In this low key Danish/Italian co-production, shot largely in Italy, three women in their sixties rediscover love and the joy of life. The Food Club (aka Madklubben) is a gentle film about friendship, getting old, getting to rediscover yourself and the joys of life, sex and good food.

Friends since adolescence, Marie, Vanya and Berling have grown apart in adulthood, as now each are undergoing their own midlife existential crises with work, families, their own complicated lives, and other problems.

Marie (Kirsten Olesen) works as an accountant for her husband Henrik (Peter Hesse Overgaard), but at Christmas she discovers he’s been having an affair. She has been given the gift of a week’s cuisine tasting course at an Italian venue in picturesque Puglia. Because of Henrik’s infidelity she decides not to go. Instead, she offers it to her friends. Vanja (Kirsten Lehfeldt) is still grieving over the death of her husband eight years earlier and seems to be having trouble moving on with her life. The more liberated Berling (Stina Ekblad) enjoys the single life and is trying to hold onto her youth, but seems aloof, cold, and emotionally distant from her family, especially her new granddaughter.

But Vanja and Berling convince Marie to come along with them, hoping that it will distract her from her obsession with Henrik’s infidelity. The trio are welcomed to Italy by the dashing and friendly Alessandro (Michele Venitucci), who is their host and chief instructor. There they also meet a younger European couple on holiday and Jacob (Troels Lyby), a landscape gardener who has come on the course to learn how to cook. Vanja is attracted to Jacob, but Marie keeps throwing herself at him much to Vanja’s frustration and annoyance. Berling meanwhile seems to be self-absorbed. This creates some tension between the three that threatens their friendship, but ultimately brings them closer together.

We’ve seen this sort of life-affirming drama celebrating older people before, most notably with The Best Exotic Marigold Hotel and its ilk, but, lacking the star power of that film, The Food Club seems to also lack that same broad appeal.
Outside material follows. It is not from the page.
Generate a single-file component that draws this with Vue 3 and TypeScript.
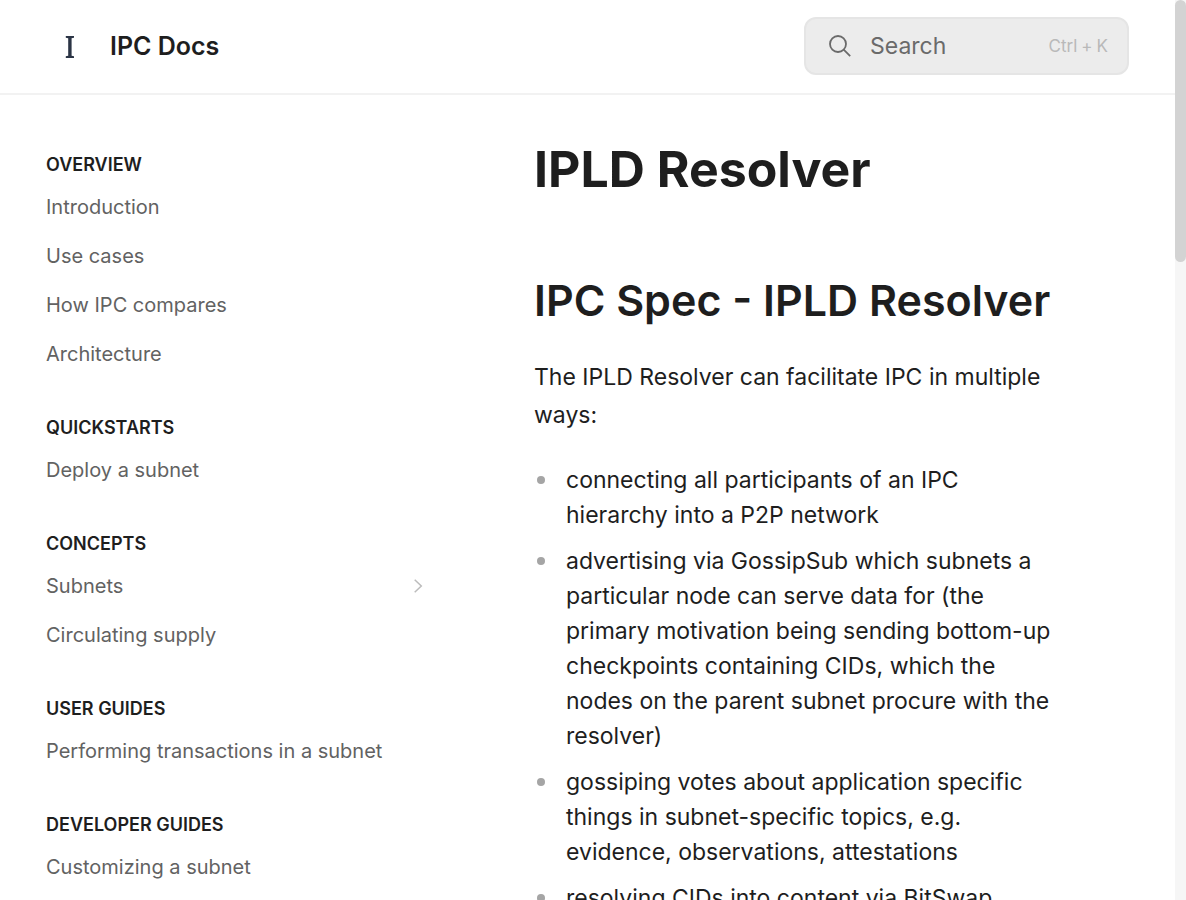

There are plenty of scenes of cooking and glimpses of the sundrenched Italian landscape, shot nicely by cinematographer Mattias Troelstrup, that will certainly appeal to audiences of a certain age.

The cast comprises of three veteran Scandinavian actresses who bring some light and shade to their various characters.
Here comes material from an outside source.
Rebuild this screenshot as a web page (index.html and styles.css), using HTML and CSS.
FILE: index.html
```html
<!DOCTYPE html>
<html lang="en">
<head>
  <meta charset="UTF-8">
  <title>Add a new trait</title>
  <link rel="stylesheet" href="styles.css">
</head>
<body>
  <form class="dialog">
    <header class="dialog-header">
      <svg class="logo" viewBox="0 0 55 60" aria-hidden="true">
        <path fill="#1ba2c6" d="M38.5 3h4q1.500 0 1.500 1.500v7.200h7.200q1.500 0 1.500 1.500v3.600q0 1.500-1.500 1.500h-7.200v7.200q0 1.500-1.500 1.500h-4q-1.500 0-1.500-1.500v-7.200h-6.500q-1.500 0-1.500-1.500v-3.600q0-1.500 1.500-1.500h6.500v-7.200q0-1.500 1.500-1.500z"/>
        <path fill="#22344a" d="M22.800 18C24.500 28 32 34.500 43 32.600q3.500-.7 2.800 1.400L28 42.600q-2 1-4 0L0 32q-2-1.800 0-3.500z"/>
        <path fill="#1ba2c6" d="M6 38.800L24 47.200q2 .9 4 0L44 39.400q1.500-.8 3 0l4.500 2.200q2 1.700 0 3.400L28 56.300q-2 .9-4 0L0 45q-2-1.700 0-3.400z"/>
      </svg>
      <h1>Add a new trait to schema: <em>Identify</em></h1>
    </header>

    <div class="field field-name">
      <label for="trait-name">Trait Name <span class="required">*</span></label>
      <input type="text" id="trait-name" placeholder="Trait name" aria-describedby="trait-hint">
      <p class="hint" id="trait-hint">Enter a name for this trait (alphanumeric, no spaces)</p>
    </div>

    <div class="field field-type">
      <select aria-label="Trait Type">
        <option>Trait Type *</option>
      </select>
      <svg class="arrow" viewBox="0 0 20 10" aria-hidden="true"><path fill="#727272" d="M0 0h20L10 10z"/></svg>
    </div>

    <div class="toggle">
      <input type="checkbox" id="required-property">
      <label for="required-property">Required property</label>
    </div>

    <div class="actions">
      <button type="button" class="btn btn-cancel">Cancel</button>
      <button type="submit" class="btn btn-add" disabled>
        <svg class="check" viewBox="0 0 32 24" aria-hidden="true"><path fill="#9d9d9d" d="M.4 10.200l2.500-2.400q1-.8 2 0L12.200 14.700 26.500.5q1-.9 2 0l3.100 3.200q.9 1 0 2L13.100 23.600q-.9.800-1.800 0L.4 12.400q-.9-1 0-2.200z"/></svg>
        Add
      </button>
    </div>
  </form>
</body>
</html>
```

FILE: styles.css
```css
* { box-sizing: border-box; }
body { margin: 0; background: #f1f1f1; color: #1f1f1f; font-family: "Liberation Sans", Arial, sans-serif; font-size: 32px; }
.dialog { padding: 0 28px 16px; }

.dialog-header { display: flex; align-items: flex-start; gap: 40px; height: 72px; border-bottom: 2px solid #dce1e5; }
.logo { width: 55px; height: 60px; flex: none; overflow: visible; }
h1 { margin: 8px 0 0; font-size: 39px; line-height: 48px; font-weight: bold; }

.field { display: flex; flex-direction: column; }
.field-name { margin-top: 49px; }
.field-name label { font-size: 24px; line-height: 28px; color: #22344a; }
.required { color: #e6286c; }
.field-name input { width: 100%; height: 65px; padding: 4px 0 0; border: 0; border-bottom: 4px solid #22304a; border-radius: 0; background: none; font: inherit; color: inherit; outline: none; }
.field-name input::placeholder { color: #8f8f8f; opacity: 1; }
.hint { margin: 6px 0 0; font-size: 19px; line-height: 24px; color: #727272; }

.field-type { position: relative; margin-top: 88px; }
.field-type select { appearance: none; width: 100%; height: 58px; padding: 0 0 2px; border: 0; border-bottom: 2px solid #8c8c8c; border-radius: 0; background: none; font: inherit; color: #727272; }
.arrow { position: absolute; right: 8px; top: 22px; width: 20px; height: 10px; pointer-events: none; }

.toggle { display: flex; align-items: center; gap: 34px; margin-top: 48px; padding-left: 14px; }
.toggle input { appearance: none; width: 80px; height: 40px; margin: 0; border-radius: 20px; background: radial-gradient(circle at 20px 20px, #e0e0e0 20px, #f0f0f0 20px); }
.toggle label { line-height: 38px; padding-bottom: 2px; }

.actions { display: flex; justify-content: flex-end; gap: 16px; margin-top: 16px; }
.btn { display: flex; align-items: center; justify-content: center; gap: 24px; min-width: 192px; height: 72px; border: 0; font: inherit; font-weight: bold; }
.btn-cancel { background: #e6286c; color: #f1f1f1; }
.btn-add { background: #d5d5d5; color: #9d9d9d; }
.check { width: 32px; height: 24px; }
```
The film has been directed in leisurely but empathetic fashion by Barbara Topsoe-Rothenborg, who has mainly worked on television comedies during her long career. This is only her fourth feature. However, the script written by Anne-Marie Olesen (Black Widows) lacks depth or real drama, and the conflicts lack any real sense of urgency. There are some gentle laughs at the expense of the women and their failing faculties as a result of growing old. But sadly, there is an air of predictability about the whole affair.